You arrive to the airport, get a taxi and follow the motorway towards the city centre, seeing billboards of the most famous DJ’s around right now along the way, one after the other: David Guetta, Hardwell, Sven Väth…Ibiza promises a real party where you go out, let off steam and enjoy the innovation and modernity the island offers.
When summer ends so do the parties. The clubs close and a peaceful island is left behind. The most tranquil, welcoming and enjoyable side to Ibiza returns, making it the best time of the year to visit Ibiza.
It turns out that time does not just stop between the end of one summer and the start of another in Ibiza. It has much to offer between October and May, a wide and plentiful offer in fact, something that not many people are aware of.
You do not even have to worry about the weather. There are still lots of sunny days and the temperature carries on being pleasant. It is actually a treat to take a stroll across the coast without hundreds of parasols in the way. It is a pleasant feeling to walk along beaches that are all but empty, although only the brave will attempt to swim in the water as it becomes a lot colder.
Cala Es Torrent, photo by Ibiza 5 sentidos
There’s a lot more to Ibiza than just its beaches. Did you know that its city was declared a Heritage of Humanity? In 1999 UNESCO gave it the title: “Ibiza, Biodiversity and Culture”, thus giving it special cultural and natural significance for the common heritage of humanity. The World Heritage Places of Ibiza recognised by UNESCO are: the Posidonia meadows of the Natural Park of Ses Salines, the Phoenician settlement of Sa Caleta, the Dalt Vila fortified old town and the Cemetery of Puig des Molins.

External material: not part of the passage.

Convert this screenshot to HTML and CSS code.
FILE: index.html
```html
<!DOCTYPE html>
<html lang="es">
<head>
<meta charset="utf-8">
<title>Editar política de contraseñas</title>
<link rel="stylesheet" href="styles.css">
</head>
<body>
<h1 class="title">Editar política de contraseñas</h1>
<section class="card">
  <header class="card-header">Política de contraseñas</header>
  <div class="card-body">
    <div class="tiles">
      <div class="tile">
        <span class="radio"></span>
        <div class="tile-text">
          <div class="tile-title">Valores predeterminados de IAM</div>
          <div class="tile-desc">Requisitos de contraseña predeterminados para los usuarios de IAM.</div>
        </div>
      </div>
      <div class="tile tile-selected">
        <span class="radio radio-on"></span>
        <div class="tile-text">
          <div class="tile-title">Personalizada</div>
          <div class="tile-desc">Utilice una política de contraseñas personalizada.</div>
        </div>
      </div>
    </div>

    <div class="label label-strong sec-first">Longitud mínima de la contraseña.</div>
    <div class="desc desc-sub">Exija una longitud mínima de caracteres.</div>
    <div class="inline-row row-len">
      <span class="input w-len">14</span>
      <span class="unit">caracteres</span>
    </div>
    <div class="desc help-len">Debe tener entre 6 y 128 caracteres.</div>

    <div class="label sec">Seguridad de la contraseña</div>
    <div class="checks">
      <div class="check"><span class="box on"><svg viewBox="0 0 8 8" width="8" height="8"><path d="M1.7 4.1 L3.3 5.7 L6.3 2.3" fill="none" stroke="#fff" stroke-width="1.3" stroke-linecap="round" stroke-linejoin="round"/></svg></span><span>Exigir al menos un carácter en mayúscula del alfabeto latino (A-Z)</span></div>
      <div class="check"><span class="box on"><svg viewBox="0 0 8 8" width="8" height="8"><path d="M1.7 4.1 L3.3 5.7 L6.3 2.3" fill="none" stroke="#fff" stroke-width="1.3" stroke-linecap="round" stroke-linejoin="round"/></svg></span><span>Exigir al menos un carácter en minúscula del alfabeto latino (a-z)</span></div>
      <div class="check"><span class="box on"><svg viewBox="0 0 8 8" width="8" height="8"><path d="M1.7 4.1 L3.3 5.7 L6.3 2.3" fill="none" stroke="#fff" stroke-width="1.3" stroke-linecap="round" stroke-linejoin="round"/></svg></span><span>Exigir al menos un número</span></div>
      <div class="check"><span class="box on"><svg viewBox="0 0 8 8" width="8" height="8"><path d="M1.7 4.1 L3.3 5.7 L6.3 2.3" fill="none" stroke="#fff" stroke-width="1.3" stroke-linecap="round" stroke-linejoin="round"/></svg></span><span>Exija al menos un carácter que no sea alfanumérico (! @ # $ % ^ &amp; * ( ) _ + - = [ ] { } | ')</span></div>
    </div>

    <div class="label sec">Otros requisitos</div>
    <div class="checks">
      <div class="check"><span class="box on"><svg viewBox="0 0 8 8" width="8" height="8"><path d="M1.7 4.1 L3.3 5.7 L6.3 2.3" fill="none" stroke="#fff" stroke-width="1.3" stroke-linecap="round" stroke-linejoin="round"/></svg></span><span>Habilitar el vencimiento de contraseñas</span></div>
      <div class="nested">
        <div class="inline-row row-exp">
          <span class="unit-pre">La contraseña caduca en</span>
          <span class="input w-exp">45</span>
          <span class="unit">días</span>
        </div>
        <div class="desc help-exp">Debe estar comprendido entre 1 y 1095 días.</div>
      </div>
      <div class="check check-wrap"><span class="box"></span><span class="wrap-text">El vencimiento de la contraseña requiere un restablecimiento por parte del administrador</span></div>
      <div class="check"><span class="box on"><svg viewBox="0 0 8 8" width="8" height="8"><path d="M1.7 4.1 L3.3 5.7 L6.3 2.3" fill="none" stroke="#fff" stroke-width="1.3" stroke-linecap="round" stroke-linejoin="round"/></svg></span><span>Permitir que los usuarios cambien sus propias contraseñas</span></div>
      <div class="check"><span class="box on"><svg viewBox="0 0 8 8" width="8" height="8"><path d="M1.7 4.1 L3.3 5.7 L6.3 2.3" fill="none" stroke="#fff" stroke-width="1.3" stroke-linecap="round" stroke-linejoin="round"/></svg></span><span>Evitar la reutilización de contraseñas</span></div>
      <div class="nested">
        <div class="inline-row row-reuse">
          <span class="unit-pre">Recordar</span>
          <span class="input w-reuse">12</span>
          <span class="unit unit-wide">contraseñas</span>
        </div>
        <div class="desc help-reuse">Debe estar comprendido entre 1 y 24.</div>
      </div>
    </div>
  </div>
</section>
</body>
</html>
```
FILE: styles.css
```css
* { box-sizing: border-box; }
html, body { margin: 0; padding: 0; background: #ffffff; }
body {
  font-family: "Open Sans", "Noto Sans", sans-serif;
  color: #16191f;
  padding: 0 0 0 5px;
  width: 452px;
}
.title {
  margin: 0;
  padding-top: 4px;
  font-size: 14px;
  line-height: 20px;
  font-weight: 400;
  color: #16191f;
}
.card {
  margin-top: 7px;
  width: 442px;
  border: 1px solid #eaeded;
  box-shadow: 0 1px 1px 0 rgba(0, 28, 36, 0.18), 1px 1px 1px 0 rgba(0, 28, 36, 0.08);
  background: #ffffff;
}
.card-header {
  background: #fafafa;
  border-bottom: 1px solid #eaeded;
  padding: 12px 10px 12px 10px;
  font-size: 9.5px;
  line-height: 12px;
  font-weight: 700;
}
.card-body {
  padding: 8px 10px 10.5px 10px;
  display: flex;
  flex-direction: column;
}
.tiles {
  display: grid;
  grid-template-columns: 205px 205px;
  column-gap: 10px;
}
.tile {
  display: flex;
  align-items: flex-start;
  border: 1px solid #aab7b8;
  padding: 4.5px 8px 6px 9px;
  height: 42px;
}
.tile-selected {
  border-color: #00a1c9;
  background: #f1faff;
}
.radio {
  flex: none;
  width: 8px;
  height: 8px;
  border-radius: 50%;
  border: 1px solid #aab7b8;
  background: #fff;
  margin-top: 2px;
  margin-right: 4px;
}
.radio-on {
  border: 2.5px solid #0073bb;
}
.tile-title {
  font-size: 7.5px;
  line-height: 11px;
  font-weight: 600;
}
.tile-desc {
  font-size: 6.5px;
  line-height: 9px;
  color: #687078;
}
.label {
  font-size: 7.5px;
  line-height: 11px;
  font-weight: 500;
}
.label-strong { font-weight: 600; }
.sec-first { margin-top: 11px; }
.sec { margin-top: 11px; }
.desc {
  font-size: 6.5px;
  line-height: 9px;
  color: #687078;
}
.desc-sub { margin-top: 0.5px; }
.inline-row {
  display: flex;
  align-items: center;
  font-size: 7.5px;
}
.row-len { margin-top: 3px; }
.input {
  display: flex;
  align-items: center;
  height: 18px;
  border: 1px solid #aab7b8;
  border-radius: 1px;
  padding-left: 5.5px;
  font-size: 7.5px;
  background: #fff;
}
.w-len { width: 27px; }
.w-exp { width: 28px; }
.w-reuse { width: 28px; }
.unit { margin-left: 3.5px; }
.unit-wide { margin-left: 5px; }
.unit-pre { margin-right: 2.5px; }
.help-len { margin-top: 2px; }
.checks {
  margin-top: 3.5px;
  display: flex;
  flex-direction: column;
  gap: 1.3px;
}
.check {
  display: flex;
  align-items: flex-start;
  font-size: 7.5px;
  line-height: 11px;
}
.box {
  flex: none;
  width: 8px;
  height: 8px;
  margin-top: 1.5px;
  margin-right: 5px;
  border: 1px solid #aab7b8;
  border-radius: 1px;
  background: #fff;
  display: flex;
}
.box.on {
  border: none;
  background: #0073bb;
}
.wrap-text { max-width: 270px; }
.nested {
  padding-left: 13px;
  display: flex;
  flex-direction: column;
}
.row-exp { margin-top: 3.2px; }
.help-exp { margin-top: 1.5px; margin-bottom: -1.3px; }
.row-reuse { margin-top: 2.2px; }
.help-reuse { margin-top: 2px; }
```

Natural Park of Ses Salines
Declared a Natural Park in 2001, this is a must-see if you visit Ibiza. It covers nearly 3000 land hectares and 13,000 marine hectares and extends from the south of Ibiza to the north of Formentera. It is here where you will find the rich marine biodiversity of the island with its pure coastal waters and landscapes of both Ibiza and Formentera.
Ses Salines, photo by Ibiza Turismo
Archaeologists say that the Phoenician settlement of Sa Caleta was the birthplace of the present-day city of Ibiza. Its archaeological remains can be found in a small peninsula in the south, together with its namesake beach. However, it is a bit difficult to find if you do not know its exact location.
Sa Caleta, photo by Ibiza 5 sentidos
This is Ibiza’s old town and its name means “the upper town”. This city sits inside its impressive walls on the Puig de Vila hill and boasts some of Ibiza’s most impressive landmarks. This is the place with the most cultural attractions on the island, making it a must-see spot if you plan a trip to Ibiza.
Dalt Vila, photo by Ibiza Spotlight
Puig des Molins
The most extensive and best conserved necropolis in all the world. It was the long-standing cemetery of Ibiza and is considered the most important one in the west of the Mediterranean because of its size, extensive collection of tombs and excellent state of conservation. The study of its findings (thousands and thousands of pieces) has been key in discovering Ibiza’s history.